Data lines:

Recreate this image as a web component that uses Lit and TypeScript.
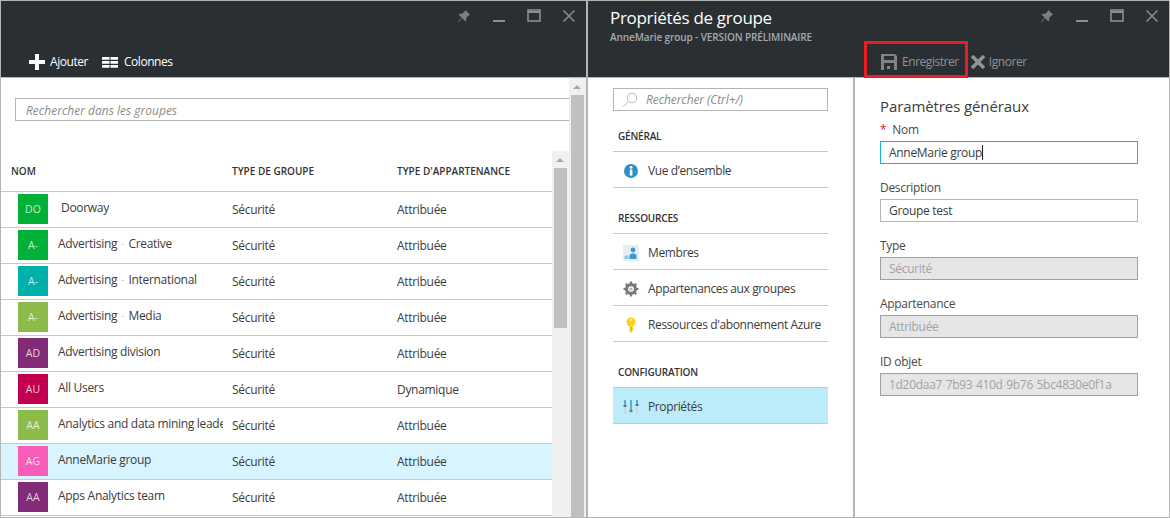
import { LitElement, css, html } from 'lit'
import { customElement } from 'lit/decorators.js'

interface Group {
  initials: string
  color: string
  name: string
  membership: string
  lead?: boolean
  selected?: boolean
}

const GROUPS: Group[] = [
  { initials: 'DO', color: '#00b137', name: 'Doorway', membership: 'Attribuée', lead: true },
  { initials: 'A-', color: '#00b137', name: 'Advertising - Creative', membership: 'Attribuée' },
  { initials: 'A-', color: '#00b0ad', name: 'Advertising - International', membership: 'Attribuée' },
  { initials: 'A-', color: '#8dbb4b', name: 'Advertising - Media', membership: 'Attribuée' },
  { initials: 'AD', color: '#832a78', name: 'Advertising division', membership: 'Attribuée' },
  { initials: 'AU', color: '#c2004f', name: 'All Users', membership: 'Dynamique' },
  { initials: 'AA', color: '#8dbb4b', name: 'Analytics and data mining leaders', membership: 'Attribuée' },
  { initials: 'AG', color: '#f65cb8', name: 'AnneMarie group', membership: 'Attribuée', selected: true },
  { initials: 'AA', color: '#832a78', name: 'Apps Analytics team', membership: 'Attribuée' },
]

const windowControls = html`
  <div class="controls">
    <svg viewBox="0 0 16 16" width="14" height="14" fill="#7b8083">
      <polygon points="9.5,1 15,6.5 13.6,7 10.5,10 10.5,13 9.5,14 6,10.5 1.5,15 1,14.5 5.5,10 2,6.5 3,5.5 6,5.5 9,2.5" />
    </svg>
    <svg viewBox="0 0 14 14" width="14" height="14" fill="#8a8e91"><rect x="1" y="11" width="12" height="2" /></svg>
    <svg viewBox="0 0 14 14" width="14" height="14" fill="none" stroke="#8a8e91">
      <rect x="1" y="1" width="12" height="11" stroke-width="1.6" />
      <rect x="1" y="2" width="12" height="2" fill="#8a8e91" stroke="none" />
    </svg>
    <svg viewBox="0 0 14 14" width="14" height="14" stroke="#8a8e91" stroke-width="1.5">
      <path d="M1.5 1.5 12.5 12.5M12.5 1.5 1.5 12.5" />
    </svg>
  </div>
`

const scrollbar = (thumbHeight: string) => html`
  <div class="scroll">
    <div class="arrow"></div>
    <div class="thumb" style="height:${thumbHeight}"></div>
  </div>
`

const searchIcon = html`
  <svg viewBox="0 0 16 16" width="16" height="16" fill="none" stroke="#b9b9b9">
    <circle cx="10" cy="6" r="4.8" />
    <path d="M6.5 9.5 1 15" />
  </svg>
`

const navIcons = {
  info: html`
    <svg viewBox="0 0 16 16" width="16" height="16">
      <circle cx="8" cy="8" r="7" fill="#2f8fc8" />
      <rect x="6.8" y="6.6" width="2.6" height="6" fill="#fff" />
      <circle cx="8.1" cy="4.4" r="1.4" fill="#fff" />
    </svg>
  `,
  members: html`
    <svg viewBox="0 0 16 16" width="16" height="16">
      <rect width="16" height="16" fill="#e6eef3" />
      <circle cx="10" cy="5" r="2.4" fill="#3a9ad4" />
      <path d="M6.5 14V10l2-1.5h3l2 1.5v4z" fill="#3a9ad4" />
      <path d="M1.5 14v-2.5l1.5-1h1.5l1 1V14z" fill="#8cc4e4" />
    </svg>
  `,
  gear: html`
    <svg viewBox="0 0 16 16" width="16" height="16">
      <circle cx="8" cy="8" r="4.6" fill="none" stroke="#7a7a7a" stroke-width="3" />
      <path d="M8 .5v15M.5 8h15M2.7 2.7l10.6 10.6M13.3 2.7 2.7 13.3" stroke="#7a7a7a" stroke-width="2.2" />
      <circle cx="8" cy="8" r="2.8" fill="#fff" />
      <circle cx="8" cy="8" r="1.6" fill="#b5b5b5" />
    </svg>
  `,
  key: html`
    <svg viewBox="0 0 16 16" width="16" height="16">
      <circle cx="8" cy="5" r="4.5" fill="#fcd116" />
      <path d="M6.5 8h3v6.5L8 16l-1.5-1.5z" fill="#fcd116" />
      <rect x="7" y="2.2" width="2" height="1.6" fill="#fff4b0" />
      <rect x="8" y="10" width="1.5" height="3" fill="#d9a800" />
    </svg>
  `,
  sliders: html`
    <svg viewBox="0 0 16 16" width="16" height="16">
      <path d="M2 1v14M8 1v14M14 1v14" stroke="#c8d4da" stroke-width="1.5" />
      <path d="M2 1v6M8 1v10M14 1v5" stroke="#3a9ad4" stroke-width="1.5" />
      <path d="M.5 7h3M6.5 12h3M12.5 6h3" stroke="#555" stroke-width="1.5" />
    </svg>
  `,
}

// hyphens in the source render very faint, so they get their own span
const faintHyphens = (text: string, sep: string) =>
  text.split(sep).map((part, i) => (i === 0 ? part : html`<span class="faint">${sep}</span>${part}`))

@customElement('app-root')
export class AppRoot extends LitElement {
  private navSection(label: string, rows: { icon: unknown; text: string; active?: boolean }[]) {
    return html`
      <section class="nav-section">
        <div class="nav-label">${label}</div>
        ${rows.map(
          (r) => html`
            <div class="nav-row ${r.active ? 'active' : ''}">
              <span class="nav-icon">${r.icon}</span>${r.text}
            </div>
          `
        )}
      </section>
    `
  }

  private field(label: string, value: unknown, kind = '', required = false) {
    return html`
      <div class="field">
        <div class="field-label">${required ? html`<span class="req">*</span>` : ''}${label}</div>
        <div class="input ${kind}">${value}${kind === 'focus' ? html`<i class="caret"></i>` : ''}</div>
      </div>
    `
  }

  protected render() {
    return html`
      <div class="blade left">
        <header class="head">
          <div class="top">${windowControls}</div>
          <div class="commands">
            <div class="cmd white">
              <svg viewBox="0 0 16 16" width="16" height="16" fill="#fff"><path d="M6 0h4v6h6v4h-6v6H6v-6H0V6h6z" /></svg>
              Ajouter
            </div>
            <div class="cmd white wide">
              <svg viewBox="0 0 16 16" width="16" height="16" fill="#fff">
                <path d="M0 3h7.5v2.8H0zM8.5 3H16v2.8H8.5zM0 7h7.5v2.8H0zM8.5 7H16v2.8H8.5zM0 11h7.5v2.8H0zM8.5 11H16v2.8H8.5z" />
              </svg>
              Colonnes
            </div>
          </div>
        </header>
        <div class="list-body">
          <div class="list-main">
            <div class="list-search">Rechercher dans les groupes</div>
            <div class="table-wrap">
              <div class="table">
                <div class="grid thead">
                  <div class="th-name">NOM</div>
                  <div>TYPE DE GROUPE</div>
                  <div>TYPE D'APPARTENANCE</div>
                </div>
                ${GROUPS.map(
                  (g) => html`
                    <div class="grid row ${g.selected ? 'selected' : ''}">
                      <div class="name-cell">
                        <span class="avatar" style="background:${g.color}">${g.initials}</span>
                        <span class="name ${g.lead ? 'lead' : ''}">${faintHyphens(g.name, ' - ')}</span>
                      </div>
                      <div class="cell">Sécurité</div>
                      <div class="cell">${g.membership}</div>
                    </div>
                  `
                )}
              </div>
              ${scrollbar('160px')}
            </div>
          </div>
          ${scrollbar('100%')}
        </div>
      </div>

      <div class="blade right">
        <header class="head">
          <div class="top">
            <div class="titles">
              <div class="title">Propriétés de groupe</div>
              <div class="subtitle">AnneMarie group - VERSION PRÉLIMINAIRE</div>
            </div>
            ${windowControls}
          </div>
          <div class="commands props">
            <div class="cmd dim">
              <svg viewBox="0 0 16 16" width="16" height="16" fill="#7f8386" fill-rule="evenodd">
                <path d="M0 0h14l2 2v14H0zM3 2v4h10V2zM3 9v7h10V9zM6 12h3v3H6z" />
              </svg>
              Enregistrer
            </div>
            <div class="cmd dim ignore">
              <svg viewBox="0 0 16 16" width="16" height="16" stroke="#8f9396" stroke-width="3.6">
                <path d="M2 2 14 14M14 2 2 14" />
              </svg>
              Ignorer
            </div>
          </div>
          <div class="highlight"></div>
        </header>
        <div class="props-body">
          <nav class="nav">
            <div class="nav-search">${searchIcon}<span>Rechercher (Ctrl+/)</span></div>
            ${this.navSection('GÉNÉRAL', [{ icon: navIcons.info, text: 'Vue d’ensemble' }])}
            ${this.navSection('RESSOURCES', [
              { icon: navIcons.members, text: 'Membres' },
              { icon: navIcons.gear, text: 'Appartenances aux groupes' },
              { icon: navIcons.key, text: "Ressources d'abonnement Azure" },
            ])}
            ${this.navSection('CONFIGURATION', [{ icon: navIcons.sliders, text: 'Propriétés', active: true }])}
          </nav>
          <div class="form">
            <h2 class="form-title">Paramètres généraux</h2>
            ${this.field('Nom', 'AnneMarie group', 'focus', true)}
            ${this.field('Description', 'Groupe test')}
            ${this.field('Type', 'Sécurité', 'disabled')}
            ${this.field('Appartenance', 'Attribuée', 'disabled')}
            ${this.field('ID objet', faintHyphens('1d20daa7-7b93-410d-9b76-5bc4830e0f1a', '-'), 'disabled')}
          </div>
        </div>
      </div>
    `
  }

  static styles = css`
    :host {
      display: flex;
      box-sizing: border-box;
      width: 1170px;
      height: 518px;
      overflow: hidden;
      background: #fff;
      border: 1px solid #b4b4b4;
      font: 12px / 16px 'Open Sans', 'Liberation Sans', sans-serif;
      letter-spacing: -0.3px;
      color: #3c3c3c;
    }
    .blade {
      display: flex;
      flex-direction: column;
      height: 516px;
    }
    .left {
      width: 585px;
      border-right: 2px solid #b4b4b4;
      flex: none;
    }
    .right {
      flex: 1;
      min-width: 0;
    }
    .head {
      position: relative;
      display: flex;
      flex-direction: column;
      flex: none;
      height: 76px;
      background: #2a2f33;
      border-bottom: 1px solid #b4b4b4;
    }
    .top {
      display: flex;
      justify-content: space-between;
      padding: 8px 10px 0 22px;
    }
    .left .top {
      justify-content: flex-end;
    }
    .controls {
      display: flex;
      gap: 21px;
      height: 14px;
    }
    .titles {
      margin-top: -1px;
    }
    .title {
      font-size: 17px;
      line-height: 20px;
      color: #fff;
    }
    .subtitle {
      margin-top: 3px;
      font-size: 10px;
      line-height: 12px;
      font-weight: 600;
      letter-spacing: -0.1px;
      color: #a6a9ab;
    }
    .commands {
      display: flex;
      gap: 14px;
      margin-top: auto;
      height: 30px;
      padding-left: 28px;
      box-sizing: border-box;
      align-items: center;
      letter-spacing: -0.45px;
    }
    .commands.props {
      gap: 11px;
      padding-left: 293px;
    }
    .cmd {
      display: flex;
      align-items: center;
      gap: 5px;
    }
    .cmd.wide {
      gap: 6px;
    }
    .cmd.ignore {
      gap: 3px;
    }
    .white {
      color: #fff;
    }
    .dim {
      color: #8f9396;
    }
    .highlight {
      position: absolute;
      left: 276px;
      top: 40px;
      width: 98px;
      height: 31px;
      border: 3px solid #ed1c24;
    }
    .list-body {
      display: flex;
      flex: 1;
      min-height: 0;
    }
    .list-main {
      display: flex;
      flex-direction: column;
      flex: 1;
      min-width: 0;
    }
    .list-search {
      box-sizing: border-box;
      flex: none;
      height: 23px;
      margin: 20px 0 30px 14px;
      padding-left: 10px;
      border: 1px solid #b4b4b4;
      border-right: 0;
      font-style: italic;
      letter-spacing: 0;
      line-height: 23px;
      color: #8c8c8c;
    }
    .table-wrap {
      display: flex;
      flex: 1;
      min-height: 0;
    }
    .table {
      flex: 1;
      min-width: 0;
    }
    .grid {
      display: grid;
      grid-template-columns: 231px 165px 1fr;
    }
    .thead {
      height: 41px;
      box-sizing: border-box;
      align-items: center;
      border-bottom: 1px solid #c8c8c8;
      font-size: 10px;
      font-weight: 600;
      letter-spacing: 0;
      color: #333;
    }
    .th-name {
      padding-left: 10px;
    }
    .row {
      height: 36px;
      box-sizing: border-box;
      border-bottom: 1px solid #c8c8c8;
    }
    .selected {
      background: #d8f4fe;
    }
    .name-cell {
      display: flex;
      min-width: 0;
      padding: 2px 9px 0 17px;
      gap: 10px;
    }
    .avatar {
      flex: none;
      width: 30px;
      height: 30px;
      font-size: 10.5px;
      letter-spacing: 0;
      line-height: 30px;
      text-align: center;
      color: rgba(255, 255, 255, 0.78);
    }
    .name {
      overflow: hidden;
      white-space: nowrap;
      line-height: 28px;
    }
    .name.lead {
      padding-left: 3px;
    }
    .cell {
      padding-top: 10px;
    }
    .faint {
      color: #d4d4d4;
      word-spacing: 1px;
    }
    .scroll {
      flex: none;
      width: 17px;
      height: 100%;
      display: flex;
      flex-direction: column;
      background: #f0f0f0;
    }
    .arrow {
      flex: none;
      width: 0;
      height: 0;
      margin: 7px 0 6px 4px;
      border: 4px solid transparent;
      border-top: 0;
      border-bottom: 4px solid #a6a6a6;
    }
    .thumb {
      width: 13px;
      margin-left: 2px;
      background: #c0c0c0;
    }
    .props-body {
      display: flex;
      flex: 1;
      min-height: 0;
    }
    .nav {
      flex: none;
      width: 215px;
      padding: 10px 25px 0;
      border-right: 2px solid #b4b4b4;
    }
    .nav-search {
      display: flex;
      align-items: center;
      box-sizing: border-box;
      height: 23px;
      padding-left: 8px;
      gap: 8px;
      border: 1px solid #b4b4b4;
      font-style: italic;
      letter-spacing: -0.1px;
      color: #8c8c8c;
    }
    .nav-section {
      margin-top: 5px;
    }
    .nav-section:first-of-type {
      margin-top: 0;
    }
    .nav-label {
      box-sizing: border-box;
      height: 41px;
      padding: 17px 0 0 5px;
      border-bottom: 1px solid #c8c8c8;
      font-size: 10px;
      font-weight: 600;
      letter-spacing: -0.2px;
      color: #333;
    }
    .nav-row {
      display: flex;
      align-items: center;
      box-sizing: border-box;
      height: 36px;
      padding-top: 2px;
      border-bottom: 1px solid #c8c8c8;
      white-space: nowrap;
      letter-spacing: -0.38px;
    }
    .nav-row.active {
      background: #bcecfa;
    }
    .nav-icon {
      display: flex;
      width: 35px;
      padding-left: 10px;
      box-sizing: border-box;
    }
    .form {
      flex: 1;
      padding: 18px 0 0 25px;
    }
    .form-title {
      margin: 0 0 6px;
      font-size: 15px;
      font-weight: 400;
      letter-spacing: -0.1px;
      line-height: 20px;
      color: #3c3c3c;
    }
    .field {
      width: 258px;
      margin-bottom: 16px;
    }
    .field-label {
      margin-bottom: 3px;
      color: #4a4a4a;
    }
    .req {
      margin-right: 6px;
      color: #e81123;
    }
    .input {
      display: flex;
      align-items: center;
      box-sizing: border-box;
      height: 23px;
      padding-left: 8px;
      border: 1px solid #b4b4b4;
      white-space: pre;
    }
    .input.focus {
      border-color: #17b2e6;
    }
    .input.disabled {
      background: #e6e6e6;
      border-color: #a0a0a0;
      color: #a3a3a3;
    }
    .caret {
      width: 1px;
      height: 15px;
      background: #222;
    }
  `
}

declare global {
  interface HTMLElementTagNameMap {
    'app-root': AppRoot
  }
}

What you will do: Copy out each line that contains the word "this".

Written solution:
Recreate this image as a web component that uses Lit and TypeScript.
            ${this.navSection('GÉNÉRAL', [{ icon: navIcons.info, text: 'Vue d’ensemble' }])}
            ${this.navSection('RESSOURCES', [
            ${this.navSection('CONFIGURATION', [{ icon: navIcons.sliders, text: 'Propriétés', active: true }])}
            ${this.field('Nom', 'AnneMarie group', 'focus', true)}
            ${this.field('Description', 'Groupe test')}
            ${this.field('Type', 'Sécurité', 'disabled')}
            ${this.field('Appartenance', 'Attribuée', 'disabled')}
            ${this.field('ID objet', faintHyphens('1d20daa7-7b93-410d-9b76-5bc4830e0f1a', '-'), 'disabled')}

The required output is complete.